Scientists think they’ve found the reason why amphibian populations across the Western United States are in decline. The culprit: imported American bullfrogs used for food and as pets.
When bullfrogs escape, or are let go, they often carry a fungus called chytrid, says staff scientist Tiffany Yap with the Center for Biological Diversity. When species — such as the endangered mountain yellow-legged frog and the California tiger salamander — encounter infected water, the fungus affects the skin and reproduces itself in it. This disrupts life functions and “leads to an electrolyte imbalance and that eventually leads to heart attack,” Yap said.
Yap led a recent study on determining why the amphibians were dying, published in the journal Plos One, and found that amphibians are at risk across the state.

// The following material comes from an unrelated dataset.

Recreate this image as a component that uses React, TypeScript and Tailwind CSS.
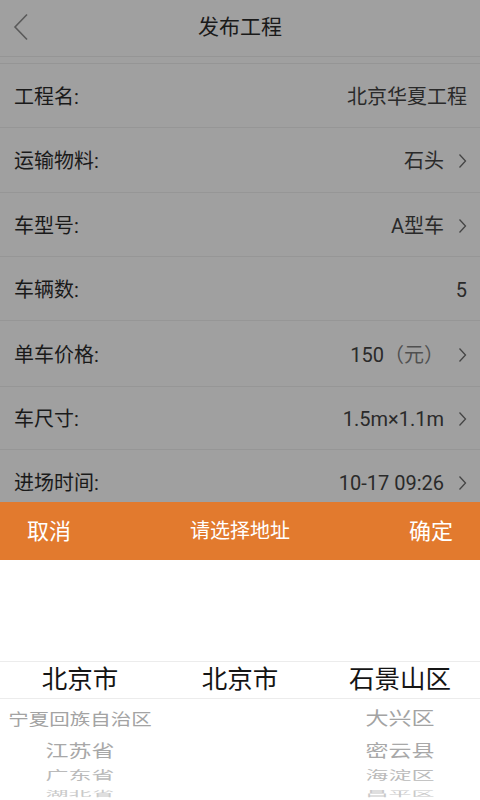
import React from "react";

const rows: { label: string; value: string; unit?: string; arrow: boolean; h: string }[] = [
  { label: "工程名:", value: "北京华夏工程", arrow: false, h: "h-[64px]" },
  { label: "运输物料:", value: "石头", arrow: true, h: "h-[65px]" },
  { label: "车型号:", value: "A型车", arrow: true, h: "h-[64px]" },
  { label: "车辆数:", value: "5", arrow: false, h: "h-[64px]" },
  { label: "单车价格:", value: "150", unit: "（元）", arrow: true, h: "h-[66px]" },
  { label: "车尺寸:", value: "1.5m×1.1m", arrow: true, h: "h-[63px]" },
  { label: "进场时间:", value: "10-17 09:26", arrow: true, h: "h-[64px]" },
];

const Chevron = () => (
  <svg width="9" height="16" viewBox="0 0 9 16" className="ml-[14px]">
    <path d="M1.5 1.5 L7.5 8 L1.5 14.5" fill="none" stroke="#454545" strokeWidth="1.3" />
  </svg>
);

// unselected wheel items below the selection line
const wheel = [
  { h: "h-[40px]", left: "宁夏回族自治区", right: "大兴区", lsize: "text-[20.5px]", scale: "scale-y-[0.8]", color: "text-[#a3a3a3]" },
  { h: "h-[24px]", left: "江苏省", right: "密云县", lsize: "text-[23px]", scale: "scale-y-[0.72]", color: "text-[#a8a8a8]" },
  { h: "h-[26px]", left: "广东省", right: "海淀区", lsize: "text-[23px]", scale: "scale-y-[0.52]", color: "text-[#bababa]" },
  { h: "h-[8px]", left: "湖北省", right: "昌平区", lsize: "text-[23px]", scale: "scale-y-[0.3]", color: "text-[#cacaca]" },
];

export default function App() {
  return (
    <div
      className="relative h-[800px] w-[480px] overflow-hidden bg-[#a0a0a0]"
      style={{ fontFamily: 'Roboto, "Noto Sans CJK SC", sans-serif' }}
    >
      {/* Header */}
      <div className="relative flex h-[57px] items-center justify-center border-b border-[#959595]">
        <svg width="16" height="28" viewBox="0 0 16 28" className="absolute left-[13px] top-[13px]">
          <path d="M14 1.5 L2 14 L14 26.5" fill="none" stroke="#5a5a5a" strokeWidth="1.6" />
        </svg>
        <span className="text-[21px] text-[#1a1a1a]">发布工程</span>
      </div>
      <div className="h-[7px] border-b border-[#959595]" />

      {/* Form rows */}
      <div className="flex flex-col">
        {rows.map((r) => (
          <div
            key={r.label}
            className={`flex ${r.h} shrink-0 items-center justify-between border-b border-[#969696] pl-[14px] pr-[13px] pt-[2px]`}
          >
            <span className="text-[20px] text-[#1a1a1a]">{r.label}</span>
            <span className="flex items-center text-[20px] text-[#2a2a2a]">
              {r.value}
              {r.unit && <span className="text-[#505050]">{r.unit}</span>}
              {r.arrow && <Chevron />}
            </span>
          </div>
        ))}
      </div>

      {/* Address picker sheet */}
      <div className="absolute bottom-0 left-0 right-0 flex h-[298px] flex-col bg-white">
        <div className="flex h-[58px] shrink-0 items-center justify-between bg-[#e27a2e] px-[27px] text-white">
          <span className="text-[22px]">取消</span>
          <span className="text-[20px]">请选择地址</span>
          <span className="text-[22px]">确定</span>
        </div>
        <div className="h-[101px] shrink-0" />
        <div className="flex h-[38px] shrink-0 items-center border-y border-[#ececec] text-[25.5px] leading-none text-[#151515]">
          <span className="w-1/3 text-center">北京市</span>
          <span className="w-1/3 text-center">北京市</span>
          <span className="w-1/3 text-center">石景山区</span>
        </div>
        {wheel.map((w) => (
          <div key={w.left} className={`flex ${w.h} shrink-0 items-center leading-none ${w.color}`}>
            <span className={`block w-1/3 text-center ${w.lsize} ${w.scale}`}>{w.left}</span>
            <span className="w-1/3" />
            <span className={`block w-1/3 text-center text-[23px] ${w.scale}`}>{w.right}</span>
          </div>
        ))}
      </div>
    </div>
  );
}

The bullfrogs in question are native to the Eastern United States. About 2 million live bullfrogs are imported to California every year, “which means we’re constantly putting these local populations of amphibians at risk,” Yap adds.
The researchers found the link by looking at historical records from as far back as the 1800s and compared the timing of bullfrog introduction into the Western U.S. and the emergence of the disease in local amphibian populations. She says this research is important because amphibian health often directly indicates how healthy the environment is.
She says the California Department of Fish and Game Commission needs to act on banning imports of bullfrogs into California. The commission heard a staff presentation on regulatory options in 2017 on how to address impacts on wildlife. Oregon and Montana have already banned bullfrog imports.
“This study really reemphasizes the dangerous threat that bullfrogs pose on our native amphibians,” Yap said. “California just really needs to take a hard look at this issue and address it.”